Listed records:

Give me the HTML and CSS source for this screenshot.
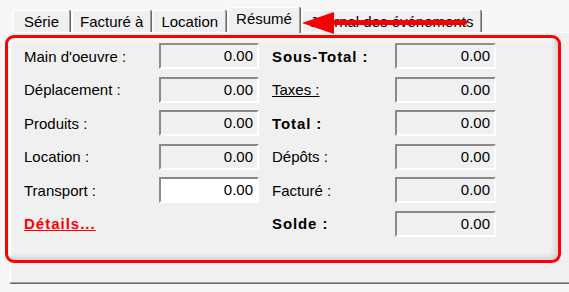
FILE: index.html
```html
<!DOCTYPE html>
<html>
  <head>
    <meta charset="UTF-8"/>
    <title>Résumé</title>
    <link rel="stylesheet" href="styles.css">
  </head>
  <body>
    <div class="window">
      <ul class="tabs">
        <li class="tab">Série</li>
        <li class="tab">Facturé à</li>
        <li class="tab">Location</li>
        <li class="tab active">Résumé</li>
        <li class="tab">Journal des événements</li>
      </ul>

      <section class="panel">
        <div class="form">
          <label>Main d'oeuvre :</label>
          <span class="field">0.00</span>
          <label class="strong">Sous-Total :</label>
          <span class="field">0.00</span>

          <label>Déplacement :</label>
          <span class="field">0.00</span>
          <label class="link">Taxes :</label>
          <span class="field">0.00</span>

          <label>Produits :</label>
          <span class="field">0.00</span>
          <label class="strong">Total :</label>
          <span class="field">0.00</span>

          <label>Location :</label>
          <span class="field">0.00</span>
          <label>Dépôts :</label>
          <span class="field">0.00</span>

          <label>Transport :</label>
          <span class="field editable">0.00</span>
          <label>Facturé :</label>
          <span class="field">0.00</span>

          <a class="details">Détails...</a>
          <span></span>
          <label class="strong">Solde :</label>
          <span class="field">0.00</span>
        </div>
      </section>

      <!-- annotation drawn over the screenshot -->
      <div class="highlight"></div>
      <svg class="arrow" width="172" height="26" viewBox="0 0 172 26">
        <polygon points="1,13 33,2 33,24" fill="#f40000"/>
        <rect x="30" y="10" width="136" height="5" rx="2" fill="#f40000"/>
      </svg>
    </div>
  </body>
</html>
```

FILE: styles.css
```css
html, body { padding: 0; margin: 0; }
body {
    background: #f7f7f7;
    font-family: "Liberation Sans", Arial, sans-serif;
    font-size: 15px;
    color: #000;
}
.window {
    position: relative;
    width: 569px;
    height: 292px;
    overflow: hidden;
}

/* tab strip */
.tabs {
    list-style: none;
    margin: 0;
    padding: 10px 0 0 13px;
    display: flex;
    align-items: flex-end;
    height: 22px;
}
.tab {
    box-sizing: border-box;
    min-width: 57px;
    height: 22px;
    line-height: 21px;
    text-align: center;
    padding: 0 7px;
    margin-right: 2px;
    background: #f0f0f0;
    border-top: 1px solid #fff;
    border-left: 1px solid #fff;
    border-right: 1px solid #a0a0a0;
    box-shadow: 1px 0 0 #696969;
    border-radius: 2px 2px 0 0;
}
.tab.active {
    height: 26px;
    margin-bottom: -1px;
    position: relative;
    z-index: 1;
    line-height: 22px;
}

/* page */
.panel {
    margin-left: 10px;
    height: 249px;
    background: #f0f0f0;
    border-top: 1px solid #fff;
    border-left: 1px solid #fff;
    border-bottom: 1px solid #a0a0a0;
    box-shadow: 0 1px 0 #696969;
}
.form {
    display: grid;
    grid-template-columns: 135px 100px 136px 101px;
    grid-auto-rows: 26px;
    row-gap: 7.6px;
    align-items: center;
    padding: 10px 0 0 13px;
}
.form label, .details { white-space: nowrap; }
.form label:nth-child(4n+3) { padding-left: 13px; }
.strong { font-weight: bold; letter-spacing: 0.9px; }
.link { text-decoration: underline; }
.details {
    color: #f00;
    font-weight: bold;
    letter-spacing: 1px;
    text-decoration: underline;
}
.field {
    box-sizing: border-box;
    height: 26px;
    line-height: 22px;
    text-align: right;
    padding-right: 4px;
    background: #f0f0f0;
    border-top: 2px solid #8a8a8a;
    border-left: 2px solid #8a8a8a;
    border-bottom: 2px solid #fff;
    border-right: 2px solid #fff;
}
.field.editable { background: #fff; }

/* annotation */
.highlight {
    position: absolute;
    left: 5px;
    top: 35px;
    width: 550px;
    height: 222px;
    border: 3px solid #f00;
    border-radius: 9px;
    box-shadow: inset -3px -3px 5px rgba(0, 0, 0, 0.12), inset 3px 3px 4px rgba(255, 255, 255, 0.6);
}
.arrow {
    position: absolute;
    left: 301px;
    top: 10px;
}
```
==
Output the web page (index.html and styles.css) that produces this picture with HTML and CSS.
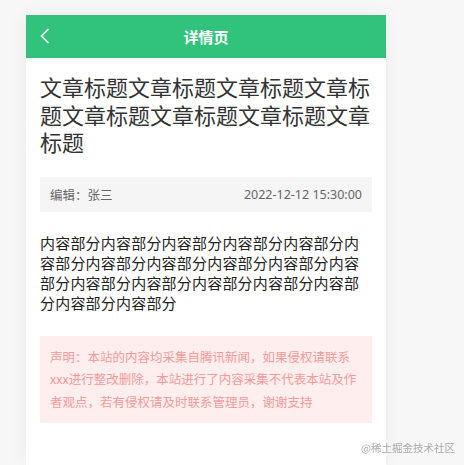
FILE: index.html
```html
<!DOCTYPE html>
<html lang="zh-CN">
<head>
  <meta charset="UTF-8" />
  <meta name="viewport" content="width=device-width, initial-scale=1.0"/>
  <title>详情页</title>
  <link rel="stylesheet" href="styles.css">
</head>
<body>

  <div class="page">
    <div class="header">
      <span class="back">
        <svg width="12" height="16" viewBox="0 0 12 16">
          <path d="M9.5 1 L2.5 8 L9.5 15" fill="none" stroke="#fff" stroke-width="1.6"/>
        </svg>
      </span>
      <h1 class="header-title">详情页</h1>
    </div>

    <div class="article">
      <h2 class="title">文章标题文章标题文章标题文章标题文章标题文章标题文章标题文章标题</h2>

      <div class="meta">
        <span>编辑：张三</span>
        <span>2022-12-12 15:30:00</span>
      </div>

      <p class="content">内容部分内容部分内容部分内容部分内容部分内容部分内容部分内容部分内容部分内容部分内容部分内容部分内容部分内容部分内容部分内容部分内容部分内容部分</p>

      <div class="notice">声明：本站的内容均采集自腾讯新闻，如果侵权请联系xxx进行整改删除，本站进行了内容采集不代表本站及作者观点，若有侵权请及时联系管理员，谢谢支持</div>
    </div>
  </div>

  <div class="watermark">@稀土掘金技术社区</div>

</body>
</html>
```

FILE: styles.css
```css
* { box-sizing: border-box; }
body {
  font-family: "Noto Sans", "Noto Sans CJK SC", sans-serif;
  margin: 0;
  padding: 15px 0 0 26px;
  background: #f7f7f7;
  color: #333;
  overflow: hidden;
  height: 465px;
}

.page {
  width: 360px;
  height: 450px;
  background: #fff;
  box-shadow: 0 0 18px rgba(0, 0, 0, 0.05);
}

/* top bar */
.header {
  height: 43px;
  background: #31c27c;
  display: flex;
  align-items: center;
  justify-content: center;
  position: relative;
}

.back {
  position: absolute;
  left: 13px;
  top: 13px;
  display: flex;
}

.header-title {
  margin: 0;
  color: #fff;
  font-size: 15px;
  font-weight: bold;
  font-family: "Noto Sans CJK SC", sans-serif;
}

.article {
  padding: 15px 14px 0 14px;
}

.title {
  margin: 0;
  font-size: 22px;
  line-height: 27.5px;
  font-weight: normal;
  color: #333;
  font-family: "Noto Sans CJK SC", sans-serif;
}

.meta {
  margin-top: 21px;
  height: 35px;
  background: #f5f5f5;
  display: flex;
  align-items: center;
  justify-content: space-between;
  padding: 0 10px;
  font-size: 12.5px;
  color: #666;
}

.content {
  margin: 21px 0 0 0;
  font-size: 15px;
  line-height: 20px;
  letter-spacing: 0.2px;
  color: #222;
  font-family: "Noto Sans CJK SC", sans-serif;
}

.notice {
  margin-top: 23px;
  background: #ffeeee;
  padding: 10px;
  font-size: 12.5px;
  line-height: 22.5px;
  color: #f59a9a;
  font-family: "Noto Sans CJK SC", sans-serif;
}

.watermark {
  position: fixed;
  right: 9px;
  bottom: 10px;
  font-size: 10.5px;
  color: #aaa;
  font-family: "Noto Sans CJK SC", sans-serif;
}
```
--
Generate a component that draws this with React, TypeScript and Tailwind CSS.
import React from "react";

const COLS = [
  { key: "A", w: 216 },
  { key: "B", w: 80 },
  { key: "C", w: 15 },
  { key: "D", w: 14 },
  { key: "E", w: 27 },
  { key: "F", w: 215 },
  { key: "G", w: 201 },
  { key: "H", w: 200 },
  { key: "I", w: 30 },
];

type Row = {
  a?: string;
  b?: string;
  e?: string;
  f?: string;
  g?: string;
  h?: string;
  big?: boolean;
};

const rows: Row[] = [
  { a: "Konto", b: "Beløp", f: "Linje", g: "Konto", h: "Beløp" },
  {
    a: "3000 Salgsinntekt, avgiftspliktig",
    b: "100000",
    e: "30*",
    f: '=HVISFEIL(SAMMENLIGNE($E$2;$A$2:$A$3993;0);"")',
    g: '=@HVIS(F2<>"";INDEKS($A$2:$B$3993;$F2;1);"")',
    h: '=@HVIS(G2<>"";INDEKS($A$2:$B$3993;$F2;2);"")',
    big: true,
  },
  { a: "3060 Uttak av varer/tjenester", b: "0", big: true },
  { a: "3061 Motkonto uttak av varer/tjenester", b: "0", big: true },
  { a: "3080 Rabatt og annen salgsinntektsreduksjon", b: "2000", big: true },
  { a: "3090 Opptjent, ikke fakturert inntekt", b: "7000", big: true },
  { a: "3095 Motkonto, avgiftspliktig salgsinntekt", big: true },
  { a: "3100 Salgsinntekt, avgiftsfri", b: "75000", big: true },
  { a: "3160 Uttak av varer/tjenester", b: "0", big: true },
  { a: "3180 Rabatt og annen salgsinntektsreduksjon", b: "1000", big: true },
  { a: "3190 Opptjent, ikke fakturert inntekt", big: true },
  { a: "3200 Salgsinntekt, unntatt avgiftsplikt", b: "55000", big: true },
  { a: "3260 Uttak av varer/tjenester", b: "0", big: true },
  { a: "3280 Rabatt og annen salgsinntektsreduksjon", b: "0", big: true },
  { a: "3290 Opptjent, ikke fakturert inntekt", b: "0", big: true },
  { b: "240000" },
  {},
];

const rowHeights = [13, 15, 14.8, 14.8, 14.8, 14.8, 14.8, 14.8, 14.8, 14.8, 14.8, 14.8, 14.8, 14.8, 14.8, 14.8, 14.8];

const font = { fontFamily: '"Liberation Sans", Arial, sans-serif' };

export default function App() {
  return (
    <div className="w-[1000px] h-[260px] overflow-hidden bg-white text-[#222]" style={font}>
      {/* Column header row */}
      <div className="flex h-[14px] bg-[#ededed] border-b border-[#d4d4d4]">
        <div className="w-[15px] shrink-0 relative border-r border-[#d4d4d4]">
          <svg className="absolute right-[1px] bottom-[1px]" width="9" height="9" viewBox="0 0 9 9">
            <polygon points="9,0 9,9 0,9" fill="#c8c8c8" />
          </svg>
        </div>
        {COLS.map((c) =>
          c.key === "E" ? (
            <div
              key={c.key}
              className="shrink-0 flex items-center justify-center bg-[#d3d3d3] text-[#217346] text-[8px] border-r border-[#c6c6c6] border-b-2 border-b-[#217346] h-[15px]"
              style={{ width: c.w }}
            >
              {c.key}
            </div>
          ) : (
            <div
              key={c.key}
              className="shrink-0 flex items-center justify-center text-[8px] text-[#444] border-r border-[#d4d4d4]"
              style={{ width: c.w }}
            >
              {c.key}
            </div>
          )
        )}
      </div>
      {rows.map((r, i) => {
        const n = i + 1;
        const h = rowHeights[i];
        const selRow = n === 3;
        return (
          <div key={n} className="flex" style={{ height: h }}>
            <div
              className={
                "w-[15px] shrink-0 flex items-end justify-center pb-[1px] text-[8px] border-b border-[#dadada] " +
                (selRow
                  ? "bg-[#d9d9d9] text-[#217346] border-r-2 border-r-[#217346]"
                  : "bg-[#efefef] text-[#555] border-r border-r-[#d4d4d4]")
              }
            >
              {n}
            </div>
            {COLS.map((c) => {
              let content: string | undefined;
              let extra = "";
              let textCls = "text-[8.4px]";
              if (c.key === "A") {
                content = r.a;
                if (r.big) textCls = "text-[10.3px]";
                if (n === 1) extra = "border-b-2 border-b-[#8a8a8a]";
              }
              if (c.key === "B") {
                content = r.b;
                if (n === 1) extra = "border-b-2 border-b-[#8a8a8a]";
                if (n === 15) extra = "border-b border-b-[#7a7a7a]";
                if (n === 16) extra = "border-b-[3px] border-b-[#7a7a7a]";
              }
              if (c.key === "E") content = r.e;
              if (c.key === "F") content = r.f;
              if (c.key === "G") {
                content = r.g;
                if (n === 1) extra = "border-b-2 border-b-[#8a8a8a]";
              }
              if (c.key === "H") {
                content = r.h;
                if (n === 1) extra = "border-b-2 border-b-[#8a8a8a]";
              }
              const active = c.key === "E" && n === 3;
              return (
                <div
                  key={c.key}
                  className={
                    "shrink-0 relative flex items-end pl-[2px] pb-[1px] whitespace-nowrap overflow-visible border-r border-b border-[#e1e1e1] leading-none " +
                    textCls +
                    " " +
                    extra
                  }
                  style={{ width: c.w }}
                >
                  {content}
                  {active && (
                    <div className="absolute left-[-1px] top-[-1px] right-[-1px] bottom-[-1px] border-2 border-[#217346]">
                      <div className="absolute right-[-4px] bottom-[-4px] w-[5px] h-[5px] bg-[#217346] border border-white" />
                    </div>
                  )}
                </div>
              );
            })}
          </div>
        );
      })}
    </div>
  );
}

Your instructions: Count every line in the data that contains the word "index", then give that count and nothing else.

Correct response: 4